April 29, 2025

The seasonally adjusted Case Shiller Index of Home Prices in 20 cities rose 0.4% in both January and February.  Prices have risen 4.5% in the past year.

The National Index which is a slightly broader measure of home price increases rose 0.3% in February after climbing 0.6% in January.  The year-over-year increase for this series is 3.9%.

Nicholas Godec, Head of Fixed Income Tradables & Commodities at S&P Dow Jones Indices said “Even with mortgage rates remaining in the mid-6% range and affordability challenges lingering, home prices have shown notable resilience.  Buyer demand has certainly cooled compared to the frenzied pace of prior years, but limited housing supply continues to underpin prices in most markets. Rather than broad declines, we are seeing a slower, more sustainable pace of price growth.”

What about housing affordability?  There are three pieces to this equation.  First, as noted above, home prices should  rise slowly in the months ahead.

Second, mortgage rates are currently at 6.8%.  We believe that mortgage rates should decline to 6.5% by the end of 2025 as inflation slows a bit farther.

Third, job gains and wage hikes are boosting consumer income.  Real disposable income has climbed by 1.7% in the past year.

The housing affordability index came in at 102.2 in February which means that potential buyers had 2.2% more income than was necessary to purchase a median-priced home.  With income continuing to rise slowly,  mortgage rates declining, and prices about unchanged a median income earning family  should have 15% more income than required to purchase that median-priced home by the end of this year.  That should put some spark back into both new and existing home sales.
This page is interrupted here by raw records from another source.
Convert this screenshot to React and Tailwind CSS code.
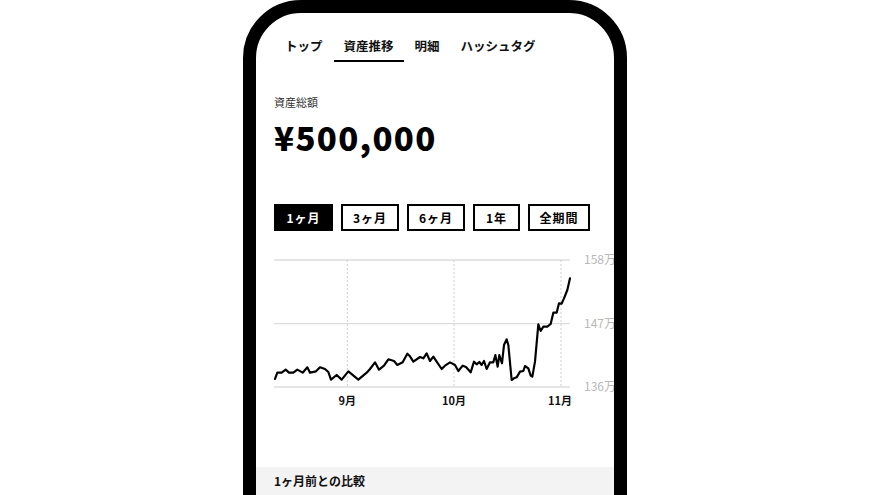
import React from "react";

const pts = [
  [45,402],[52,383],[65,383],[77,374],[87,383],[100,383],[112,374],[128,383],[142,367],[150,383],[168,379],[180,367],[195,372],[205,381],[213,404],[230,390],[245,404],[265,379],[295,404],[320,383],[330,372],[345,352],[357,374],[372,362],[385,343],[402,348],[412,360],[428,352],[442,326],[450,334],[460,350],[480,336],[490,340],[500,325],[510,348],[520,335],[530,350],[545,372],[555,362],[570,352],[585,360],[595,378],[608,362],[618,366],[632,382],[642,350],[650,358],[658,351],[665,360],[672,348],[680,372],[690,352],[700,352],[706,330],[713,365],[718,330],[726,355],[732,300],[740,283],[745,300],[755,405],[762,400],[770,397],[780,380],[790,378],[795,363],[805,370],[812,392],[817,395],[825,350],[835,238],[842,258],[850,245],[862,245],[872,237],[880,203],[890,203],[897,175],[905,176],[912,160],[922,135],[930,100]
];

const font = { fontFamily: '"Noto Sans CJK JP", "Noto Sans", sans-serif' };

function Chart() {
  const grid = [45, 236, 426];
  const labels = ["158万", "147万", "136万"];
  const vx = [262, 582, 903];
  const months = ["9月", "10月", "11月"];
  return (
    <svg width="346" height="170" viewBox="42 0 1038 510" className="block mt-[14px]">
      {grid.map((y) => (
        <line key={y} x1="42" x2="930" y1={y} y2={y} stroke="#dcdcdc" strokeWidth="4" />
      ))}
      {vx.map((x) => (
        <line key={x} x1={x} x2={x} y1="45" y2="426" stroke="#d0d0d0" strokeWidth="3" strokeDasharray="6 6" />
      ))}
      <polyline
        points={pts.map((p) => p.join(",")).join(" ")}
        fill="none"
        stroke="#000"
        strokeWidth="6.5"
        strokeLinejoin="round"
        strokeLinecap="round"
      />
      {grid.map((y, i) => (
        <text key={"l" + y} x="972" y={y + 13} fontSize="36" fill="#b8b8b8" style={font}>
          {labels[i]}
        </text>
      ))}
      {vx.map((x, i) => (
        <text key={"m" + x} x={i === 2 ? 900 : x} y="481" fontSize="33" fontWeight="700" fill="#111" textAnchor="middle" style={font}>
          {months[i]}
        </text>
      ))}
    </svg>
  );
}

export default function App() {
  const tabs = ["トップ", "資産推移", "明細", "ハッシュタグ"];
  const ranges = [
    ["1ヶ月", "w-[59px]", true],
    ["3ヶ月", "w-[58px]", false],
    ["6ヶ月", "w-[58px]", false],
    ["1年", "w-[47px]", false],
    ["全期間", "w-[62px]", false],
  ];
  return (
    <div className="w-[882px] h-[495px] overflow-hidden bg-white" style={font}>
      <div className="ml-[243px] w-[384px] h-[600px] border-[13px] border-black rounded-[58px] overflow-hidden bg-white">
        <div className="flex pl-[19px] pt-[24px] gap-[1px]">
          {tabs.map((t, i) => (
            <div
              key={t}
              className={
                "px-[10px] pb-[5px] text-[12.5px] leading-[18px] font-bold text-[#111] border-b-2 " +
                (i === 1 ? "border-black" : "border-transparent")
              }
            >
              {t}
            </div>
          ))}
        </div>
        <div className="px-[18px]">
          <div className="mt-[32px] text-[11px] leading-[16px] text-[#333]">資産総額</div>
          <div className="mt-[9px] text-[33px] leading-[36px] font-black text-black tracking-[1.3px]">¥500,000</div>
          <div className="mt-[49px] flex gap-[8px]">
            {ranges.map(([t, w, active]) => (
              <div
                key={t}
                className={
                  w +
                  " h-[27px] flex items-center justify-center border-2 border-black text-[12px] font-bold tracking-[1px] " +
                  (active ? "bg-black text-white" : "bg-white text-black")
                }
              >
                {t}
              </div>
            ))}
          </div>
          <Chart />
        </div>
        <div className="mt-[52px] bg-[#f3f3f3] px-[18px] pt-[5px] h-[60px] text-[12px] leading-[18px] font-bold text-[#111]">
          1ヶ月前との比較
        </div>
      </div>
    </div>
  );
}
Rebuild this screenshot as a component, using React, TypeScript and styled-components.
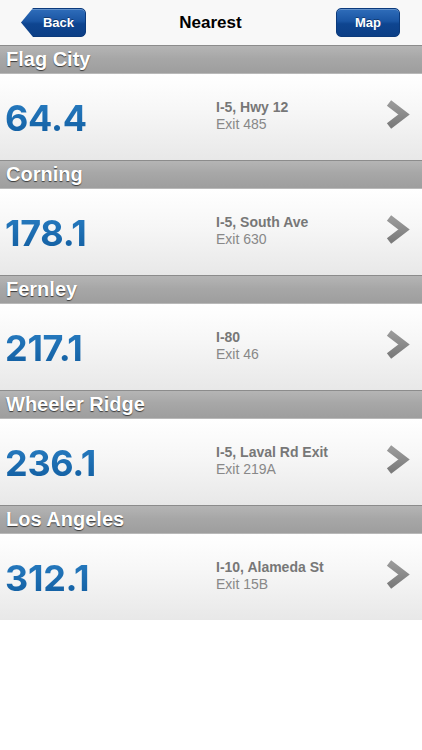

After reaching a record low level, the supply of existing homes available for sale  has begun to climb and is now at 4.0 months.   As builders step up the pace of production the supply of available homes should increase somewhat as the year progresses.  If that is the case, home prices should be relatively unchanged in the months ahead.

After falling 0.3% in the first quarter, we expect GDP to grow by 2.5% in the second quarter and 1.9% in 2025.  The ratio of consumer debt to income remains very low.   The economy keeps cranking out jobs and wages keep rising slowly which should boost consumer income and spending.  Mortgage rates are likely to fall slightly in the months ahead.

The shelter component of the CPI seems to closely track the Case Shiller change in home prices with a lag of about a year.  As a result, the shelter component of the CPI which has increased 3.9% in the past year should slow further as the year progresses to perhaps 3.5% by yearend, which should allow the core CPI to resume its slowdown.